Gigi La Magna, who cuts Michele’s hair, plays for the local football team, A. C. Montecchio. He talks to friends who hang about the shop while he cuts hair. He complains about decisions the coach has made. He tells Michele he once played with Roberto Baggio. It was a friendly match in the village of Illasi. He scored that day and Baggio didn’t.
Is this a true story?
Gigi’s father, Giobatta, claims he has healing powers that are transmitted through his fingertips, sometimes merely when he is cutting hair. Yes, once he healed a person who was terminally ill without even knowing, merely by cutting his hair.
Is this a true story?
In any event, it’s a relief that Michele’s trips to the barber only encourage him to start playing football, not to become a faith-healer. The trophies on the shelves, after all, that so impress him, come from football…

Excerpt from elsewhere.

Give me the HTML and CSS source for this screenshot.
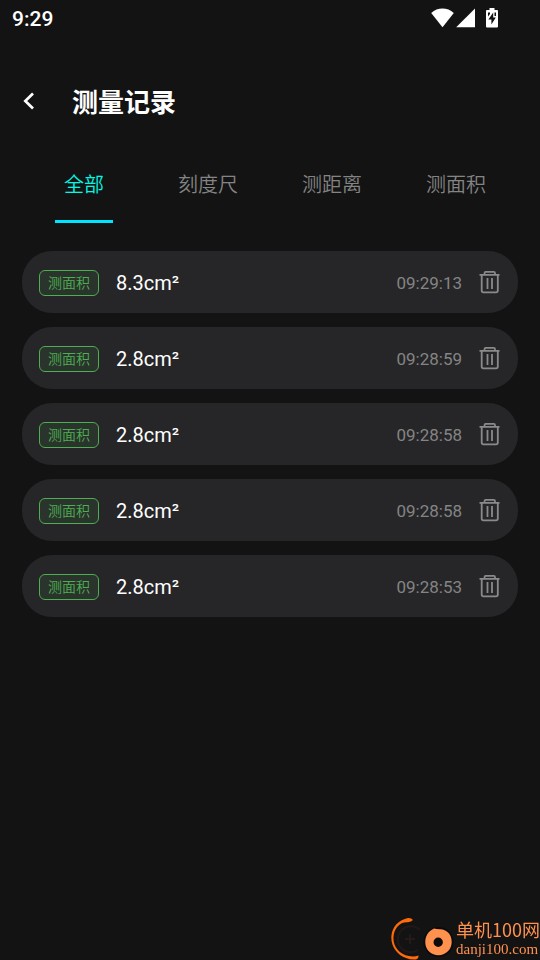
FILE: index.html
```html
<!DOCTYPE html>
<html lang="zh-CN">
<head>
<meta charset="utf-8">
<meta name="viewport" content="width=device-width, initial-scale=1">
<title>测量记录</title>
<link rel="stylesheet" href="styles.css">
</head>
<body>
<svg class="sprite" aria-hidden="true">
  <symbol id="trash" viewBox="0 0 22 24">
    <g fill="none" stroke="currentColor" stroke-width="1.800">
      <path d="M.5 3.800H20.500M5.500 3.500V2.200Q5.500 .9 6.800 .9H14.800Q16 .9 16 2.200V3.500"/>
      <path d="M2.700 4V19.500Q2.700 21.300 4.500 21.300H17Q18.800 21.300 18.800 19.500V4"/>
      <path d="M8.500 7V18M13 7V18"/>
    </g>
  </symbol>
</svg>
<div class="status">
  <span class="clock">9:29</span>
  <div class="signals">
    <svg width="24" height="20" viewBox="0 0 24 20" fill="#fff"><path d="M12.500 19.200L1.200 5Q6.200 .6 12.500 .6T23.800 5Z"/></svg>
    <svg width="20" height="20" viewBox="0 0 20 20" fill="#fff"><path d="M20 .4V19.200H1.200Z"/></svg>
    <svg class="battery" width="12" height="20" viewBox="0 0 12 20"><path fill="#fff" d="M3.500 0H8.500V2H11Q12 2 12 3V18.500Q12 19.500 11 19.500H1Q0 19.500 0 18.500V3Q0 2 1 2H3.500Z"/><path fill="#131313" d="M7.200 4.500L2.400 11.500H5.400V16.500L9.800 9.500H7.200ZM2 4.500H4V6L2 8.500ZM8.500 4.500H10V8H8.500Z"/></svg>
  </div>
</div>
<header class="header">
  <button class="back" aria-label="返回"><svg width="12" height="18" viewBox="0 0 12 18"><path d="M11 1.500L3.300 9L11 16.500" fill="none" stroke="#fff" stroke-width="2.700"/></svg></button>
  <h1>测量记录</h1>
</header>
<nav class="tabs">
  <button class="tab active">全部</button>
  <button class="tab">刻度尺</button>
  <button class="tab">测距离</button>
  <button class="tab">测面积</button>
</nav>
<main>
  <ul class="records">
    <li class="record"><span class="tag">测面积</span><span class="value">8.3cm²</span><time>09:29:13</time><button class="delete" aria-label="删除"><svg width="22" height="24"><use href="#trash"/></svg></button></li>
    <li class="record"><span class="tag">测面积</span><span class="value">2.8cm²</span><time>09:28:59</time><button class="delete" aria-label="删除"><svg width="22" height="24"><use href="#trash"/></svg></button></li>
    <li class="record"><span class="tag">测面积</span><span class="value">2.8cm²</span><time>09:28:58</time><button class="delete" aria-label="删除"><svg width="22" height="24"><use href="#trash"/></svg></button></li>
    <li class="record"><span class="tag">测面积</span><span class="value">2.8cm²</span><time>09:28:58</time><button class="delete" aria-label="删除"><svg width="22" height="24"><use href="#trash"/></svg></button></li>
    <li class="record"><span class="tag">测面积</span><span class="value">2.8cm²</span><time>09:28:53</time><button class="delete" aria-label="删除"><svg width="22" height="24"><use href="#trash"/></svg></button></li>
  </ul>
</main>
<aside class="watermark">
  <svg width="64" height="44" viewBox="0 0 64 44">
    <path d="M27 34A13 13 0 1 1 29 14" fill="none" stroke="#201918" stroke-width="2"/>
    <path d="M19 18V28M14 23H24" stroke="#241b19" stroke-width="2"/>
    <path fill="#ff6a0a" d="M22 4Q20 1.500 16 2.300C8 4 1 11 .4 20C-.4 30 6 39 15 42Q20 44 25 43.500Q28 42.500 27.500 39.500Q23 41 18 40C8 38 1.800 30 2.500 21C3 12 9 5.500 17 6.200Q20 6 22 4Z"/>
    <circle cx="47.500" cy="26" r="15" fill="#0c0a0a"/>
    <path fill="#ff914f" fill-rule="evenodd" d="M43 12.500Q46 13.500 50 13.300C57 14 61 19.500 60.700 26.500C60.500 33.500 54.500 39.300 47.500 39.300C40.500 39.300 34.500 34 34.300 27C34 20 37 15.500 43 12.500ZM47.200 21.500A4.700 4.700 0 1 0 47.200 30.900A4.700 4.700 0 1 0 47.200 21.500Z"/>
  </svg>
  <div class="site"><span class="site-name">单机100网</span><span class="site-url">danji100.com</span></div>
</aside>
</body>
</html>
```
FILE: styles.css
```css
* {
  box-sizing: border-box;
}

body {
  margin: 0;
  min-height: 100vh;
  background: #131313;
  color: #fff;
  font-family: Roboto, "Noto Sans CJK SC", sans-serif;
}

button {
  padding: 0;
  border: 0;
  background: none;
  color: inherit;
  font: inherit;
  cursor: pointer;
}

svg {
  display: block;
}

.sprite {
  position: absolute;
  width: 0;
  height: 0;
}

.status {
  display: flex;
  justify-content: space-between;
  align-items: center;
  height: 36px;
  padding: 0 42px 0 12px;
}

.clock {
  padding-top: 2px;
  font-size: 21px;
  font-weight: 500;
}

.signals {
  display: flex;
  align-items: center;
  gap: 1px;
}

.battery {
  margin-left: 10px;
}

.header {
  display: flex;
  align-items: center;
  gap: 38px;
  height: 130px;
  padding: 0 22px;
}

.header h1 {
  margin: 0;
  padding-top: 4px;
  font-size: 26px;
  line-height: 36px;
  font-weight: 700;
}

.tabs {
  display: grid;
  grid-template-columns: repeat(4, 1fr);
  margin: 0 22px;
}

.tab {
  display: flex;
  flex-direction: column;
  align-items: center;
  gap: 16px;
  color: #848484;
  font-size: 20px;
  line-height: 38px;
  font-weight: 350;
}

.tab::after {
  content: "";
  width: 58px;
  height: 3px;
}

.tab.active {
  color: #00fae6;
}

.tab.active::after {
  background: #00e5ff;
}

.records {
  display: flex;
  flex-direction: column;
  gap: 14px;
  margin: 0;
  padding: 28px 22px;
  list-style: none;
}

.record {
  display: flex;
  align-items: center;
  height: 62px;
  padding: 2px 17px 0;
  border-radius: 30px;
  background: #262628;
}

.tag {
  padding: 0 8px;
  border: 1px solid #4caf50;
  border-radius: 6px;
  background: #2a332c;
  color: #4caf50;
  font-size: 14px;
  line-height: 24px;
  font-weight: 350;
}

.value {
  flex: 1;
  margin-left: 17px;
  font-size: 20px;
}

time {
  color: #848484;
  font-size: 17px;
}

.delete {
  margin-left: 17px;
  color: #8a8a8a;
}

.watermark {
  position: fixed;
  right: 0;
  bottom: 0;
  display: flex;
  align-items: center;
  gap: 1px;
  color: #ff914f;
}

.site {
  display: flex;
  flex-direction: column;
  gap: 1px;
}

.site-name {
  font-family: "Noto Sans CJK SC", sans-serif;
  font-size: 18px;
  line-height: 22px;
}

.site-url {
  font-family: "Liberation Serif", serif;
  font-size: 15px;
  line-height: 17px;
}
```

When I was a child, to play football we headed for the nearest public park or waste ground after school and kicked the ball at each other. Or we played with a tennis ball in the playground. Sometimes there would be two or three games of different age groups all crossing each other, up and down, right to left on the bumpy tarmac. On games afternoons the Maths teacher or the R.I. teacher would split us into eleven against eleven, or however many we happened to be, and let us loose on the playing fields. Playing, we learnt to play, and I seem to remember having a good time, too. But apparently this was wrong. Or so the young fellow who takes the inscriptions at A. C. Montecchio tells me. Apparently, this was terribly ingenuous of us and explains why English football is now so backward. No, no, no, they take their sport much more seriously, he assures me, in Italy. Or perhaps it’s just the times that have changed.